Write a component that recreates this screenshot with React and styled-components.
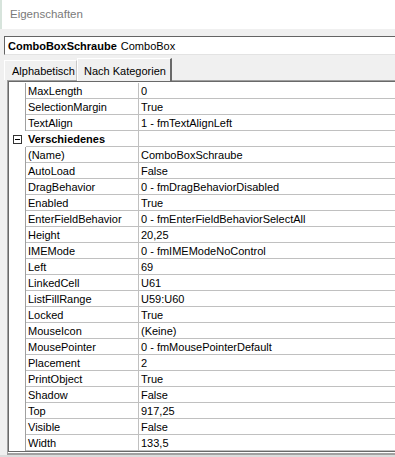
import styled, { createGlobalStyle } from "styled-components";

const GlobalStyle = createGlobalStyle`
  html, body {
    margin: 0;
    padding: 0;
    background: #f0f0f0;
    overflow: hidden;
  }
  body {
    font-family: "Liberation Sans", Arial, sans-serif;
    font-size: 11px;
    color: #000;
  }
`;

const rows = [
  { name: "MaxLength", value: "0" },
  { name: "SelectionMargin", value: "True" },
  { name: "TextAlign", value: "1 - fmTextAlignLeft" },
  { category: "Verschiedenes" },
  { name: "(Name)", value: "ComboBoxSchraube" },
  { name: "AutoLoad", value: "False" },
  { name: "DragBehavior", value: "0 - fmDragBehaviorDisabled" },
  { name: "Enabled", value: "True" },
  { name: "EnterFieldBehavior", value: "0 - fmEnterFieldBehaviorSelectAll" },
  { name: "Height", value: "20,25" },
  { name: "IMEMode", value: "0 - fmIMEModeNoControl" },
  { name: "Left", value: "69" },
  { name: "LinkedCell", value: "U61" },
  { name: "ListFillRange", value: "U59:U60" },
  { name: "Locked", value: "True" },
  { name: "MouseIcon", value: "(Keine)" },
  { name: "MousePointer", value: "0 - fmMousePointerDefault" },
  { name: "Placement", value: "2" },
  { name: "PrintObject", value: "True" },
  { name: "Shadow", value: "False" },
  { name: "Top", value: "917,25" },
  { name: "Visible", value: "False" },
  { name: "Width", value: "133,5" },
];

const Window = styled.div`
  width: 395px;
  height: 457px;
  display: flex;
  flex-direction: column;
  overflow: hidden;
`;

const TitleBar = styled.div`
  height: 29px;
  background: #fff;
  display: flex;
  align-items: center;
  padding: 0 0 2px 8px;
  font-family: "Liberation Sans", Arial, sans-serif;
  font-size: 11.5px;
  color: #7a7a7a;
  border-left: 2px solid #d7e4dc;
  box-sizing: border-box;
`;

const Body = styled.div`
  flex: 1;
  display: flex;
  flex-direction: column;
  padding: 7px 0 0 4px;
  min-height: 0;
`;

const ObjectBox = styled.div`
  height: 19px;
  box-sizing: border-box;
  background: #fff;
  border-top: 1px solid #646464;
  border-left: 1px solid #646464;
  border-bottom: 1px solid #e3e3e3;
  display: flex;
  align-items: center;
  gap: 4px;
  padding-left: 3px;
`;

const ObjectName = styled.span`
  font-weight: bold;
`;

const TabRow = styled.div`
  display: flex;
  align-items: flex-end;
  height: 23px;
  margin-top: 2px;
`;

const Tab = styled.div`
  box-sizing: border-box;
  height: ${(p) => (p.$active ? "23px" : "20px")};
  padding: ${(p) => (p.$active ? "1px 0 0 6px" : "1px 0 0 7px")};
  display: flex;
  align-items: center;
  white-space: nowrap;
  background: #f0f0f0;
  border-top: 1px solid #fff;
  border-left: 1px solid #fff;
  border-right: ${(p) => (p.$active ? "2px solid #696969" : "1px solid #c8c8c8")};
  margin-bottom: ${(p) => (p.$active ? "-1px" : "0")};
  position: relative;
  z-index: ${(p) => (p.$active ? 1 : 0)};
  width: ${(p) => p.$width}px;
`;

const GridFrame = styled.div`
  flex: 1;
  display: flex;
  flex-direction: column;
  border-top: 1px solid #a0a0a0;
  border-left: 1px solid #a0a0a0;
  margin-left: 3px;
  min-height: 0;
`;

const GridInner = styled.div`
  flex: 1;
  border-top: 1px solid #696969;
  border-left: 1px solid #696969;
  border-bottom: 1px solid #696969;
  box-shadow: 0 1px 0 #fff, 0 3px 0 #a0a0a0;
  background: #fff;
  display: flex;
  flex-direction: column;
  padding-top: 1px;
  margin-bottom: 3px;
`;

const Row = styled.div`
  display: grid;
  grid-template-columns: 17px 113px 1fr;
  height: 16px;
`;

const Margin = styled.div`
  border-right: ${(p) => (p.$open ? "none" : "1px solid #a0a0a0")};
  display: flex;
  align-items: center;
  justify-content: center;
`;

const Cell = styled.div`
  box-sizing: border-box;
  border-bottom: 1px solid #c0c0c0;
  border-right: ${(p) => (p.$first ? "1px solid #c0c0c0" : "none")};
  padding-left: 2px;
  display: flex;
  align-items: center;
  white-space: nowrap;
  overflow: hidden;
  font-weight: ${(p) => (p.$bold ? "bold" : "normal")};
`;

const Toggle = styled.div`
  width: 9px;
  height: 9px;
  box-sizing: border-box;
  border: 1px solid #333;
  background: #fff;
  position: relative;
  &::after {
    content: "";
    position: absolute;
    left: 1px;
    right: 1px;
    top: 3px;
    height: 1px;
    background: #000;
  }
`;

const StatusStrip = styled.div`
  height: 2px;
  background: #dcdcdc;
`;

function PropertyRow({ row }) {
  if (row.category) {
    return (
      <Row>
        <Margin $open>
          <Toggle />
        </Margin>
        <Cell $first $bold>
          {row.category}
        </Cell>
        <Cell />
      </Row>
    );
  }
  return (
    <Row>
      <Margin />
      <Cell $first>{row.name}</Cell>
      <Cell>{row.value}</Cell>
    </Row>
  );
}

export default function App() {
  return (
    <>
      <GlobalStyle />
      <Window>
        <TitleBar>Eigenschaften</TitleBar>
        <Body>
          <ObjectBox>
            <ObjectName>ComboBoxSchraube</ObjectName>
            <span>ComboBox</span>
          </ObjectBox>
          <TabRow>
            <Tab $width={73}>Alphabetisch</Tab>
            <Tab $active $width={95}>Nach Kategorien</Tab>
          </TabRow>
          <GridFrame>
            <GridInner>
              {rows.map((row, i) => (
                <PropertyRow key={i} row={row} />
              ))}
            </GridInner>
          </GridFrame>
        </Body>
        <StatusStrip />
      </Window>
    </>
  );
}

What is expected:
Repeat the data exactly, excluding the pictures.

In response:
Write a component that recreates this screenshot with React and styled-components.
import styled, { createGlobalStyle } from "styled-components";

const GlobalStyle = createGlobalStyle`
  html, body {
    margin: 0;
    padding: 0;
    background: #f0f0f0;
    overflow: hidden;
  }
  body {
    font-family: "Liberation Sans", Arial, sans-serif;
    font-size: 11px;
    color: #000;
  }
`;

const rows = [
  { name: "MaxLength", value: "0" },
  { name: "SelectionMargin", value: "True" },
  { name: "TextAlign", value: "1 - fmTextAlignLeft" },
  { category: "Verschiedenes" },
  { name: "(Name)", value: "ComboBoxSchraube" },
  { name: "AutoLoad", value: "False" },
  { name: "DragBehavior", value: "0 - fmDragBehaviorDisabled" },
  { name: "Enabled", value: "True" },
  { name: "EnterFieldBehavior", value: "0 - fmEnterFieldBehaviorSelectAll" },
  { name: "Height", value: "20,25" },
  { name: "IMEMode", value: "0 - fmIMEModeNoControl" },
  { name: "Left", value: "69" },
  { name: "LinkedCell", value: "U61" },
  { name: "ListFillRange", value: "U59:U60" },
  { name: "Locked", value: "True" },
  { name: "MouseIcon", value: "(Keine)" },
  { name: "MousePointer", value: "0 - fmMousePointerDefault" },
  { name: "Placement", value: "2" },
  { name: "PrintObject", value: "True" },
  { name: "Shadow", value: "False" },
  { name: "Top", value: "917,25" },
  { name: "Visible", value: "False" },
  { name: "Width", value: "133,5" },
];

const Window = styled.div`
  width: 395px;
  height: 457px;
  display: flex;
  flex-direction: column;
  overflow: hidden;
`;

const TitleBar = styled.div`
  height: 29px;
  background: #fff;
  display: flex;
  align-items: center;
  padding: 0 0 2px 8px;
  font-family: "Liberation Sans", Arial, sans-serif;
  font-size: 11.5px;
  color: #7a7a7a;
  border-left: 2px solid #d7e4dc;
  box-sizing: border-box;
`;

const Body = styled.div`
  flex: 1;
  display: flex;
  flex-direction: column;
  padding: 7px 0 0 4px;
  min-height: 0;
`;

const ObjectBox = styled.div`
  height: 19px;
  box-sizing: border-box;
  background: #fff;
  border-top: 1px solid #646464;
  border-left: 1px solid #646464;
  border-bottom: 1px solid #e3e3e3;
  display: flex;
  align-items: center;
  gap: 4px;
  padding-left: 3px;
`;

const ObjectName = styled.span`
  font-weight: bold;
`;

const TabRow = styled.div`
  display: flex;
  align-items: flex-end;
  height: 23px;
  margin-top: 2px;
`;

const Tab = styled.div`
  box-sizing: border-box;
  height: ${(p) => (p.$active ? "23px" : "20px")};
  padding: ${(p) => (p.$active ? "1px 0 0 6px" : "1px 0 0 7px")};
  display: flex;
  align-items: center;
  white-space: nowrap;
  background: #f0f0f0;
  border-top: 1px solid #fff;
  border-left: 1px solid #fff;
  border-right: ${(p) => (p.$active ? "2px solid #696969" : "1px solid #c8c8c8")};
  margin-bottom: ${(p) => (p.$active ? "-1px" : "0")};
  position: relative;
  z-index: ${(p) => (p.$active ? 1 : 0)};
  width: ${(p) => p.$width}px;
`;

const GridFrame = styled.div`
  flex: 1;
  display: flex;
  flex-direction: column;
  border-top: 1px solid #a0a0a0;
  border-left: 1px solid #a0a0a0;
  margin-left: 3px;
  min-height: 0;
`;

const GridInner = styled.div`
  flex: 1;
  border-top: 1px solid #696969;
  border-left: 1px solid #696969;
  border-bottom: 1px solid #696969;
  box-shadow: 0 1px 0 #fff, 0 3px 0 #a0a0a0;
  background: #fff;
  display: flex;
  flex-direction: column;
  padding-top: 1px;
  margin-bottom: 3px;
`;

const Row = styled.div`
  display: grid;
  grid-template-columns: 17px 113px 1fr;
  height: 16px;
`;

const Margin = styled.div`
  border-right: ${(p) => (p.$open ? "none" : "1px solid #a0a0a0")};
  display: flex;
  align-items: center;
  justify-content: center;
`;

const Cell = styled.div`
  box-sizing: border-box;
  border-bottom: 1px solid #c0c0c0;
  border-right: ${(p) => (p.$first ? "1px solid #c0c0c0" : "none")};
  padding-left: 2px;
  display: flex;
  align-items: center;
  white-space: nowrap;
  overflow: hidden;
  font-weight: ${(p) => (p.$bold ? "bold" : "normal")};
`;

const Toggle = styled.div`
  width: 9px;
  height: 9px;
  box-sizing: border-box;
  border: 1px solid #333;
  background: #fff;
  position: relative;
  &::after {
    content: "";
    position: absolute;
    left: 1px;
    right: 1px;
    top: 3px;
    height: 1px;
    background: #000;
  }
`;

const StatusStrip = styled.div`
  height: 2px;
  background: #dcdcdc;
`;

function PropertyRow({ row }) {
  if (row.category) {
    return (
      <Row>
        <Margin $open>
          <Toggle />
        </Margin>
        <Cell $first $bold>
          {row.category}
        </Cell>
        <Cell />
      </Row>
    );
  }
  return (
    <Row>
      <Margin />
      <Cell $first>{row.name}</Cell>
      <Cell>{row.value}</Cell>
    </Row>
  );
}

export default function App() {
  return (
    <>
      <GlobalStyle />
      <Window>
        <TitleBar>Eigenschaften</TitleBar>
        <Body>
          <ObjectBox>
            <ObjectName>ComboBoxSchraube</ObjectName>
            <span>ComboBox</span>
          </ObjectBox>
          <TabRow>
            <Tab $width={73}>Alphabetisch</Tab>
            <Tab $active $width={95}>Nach Kategorien</Tab>
          </TabRow>
          <GridFrame>
            <GridInner>
              {rows.map((row, i) => (
                <PropertyRow key={i} row={row} />
              ))}
            </GridInner>
          </GridFrame>
        </Body>
        <StatusStrip />
      </Window>
    </>
  );
}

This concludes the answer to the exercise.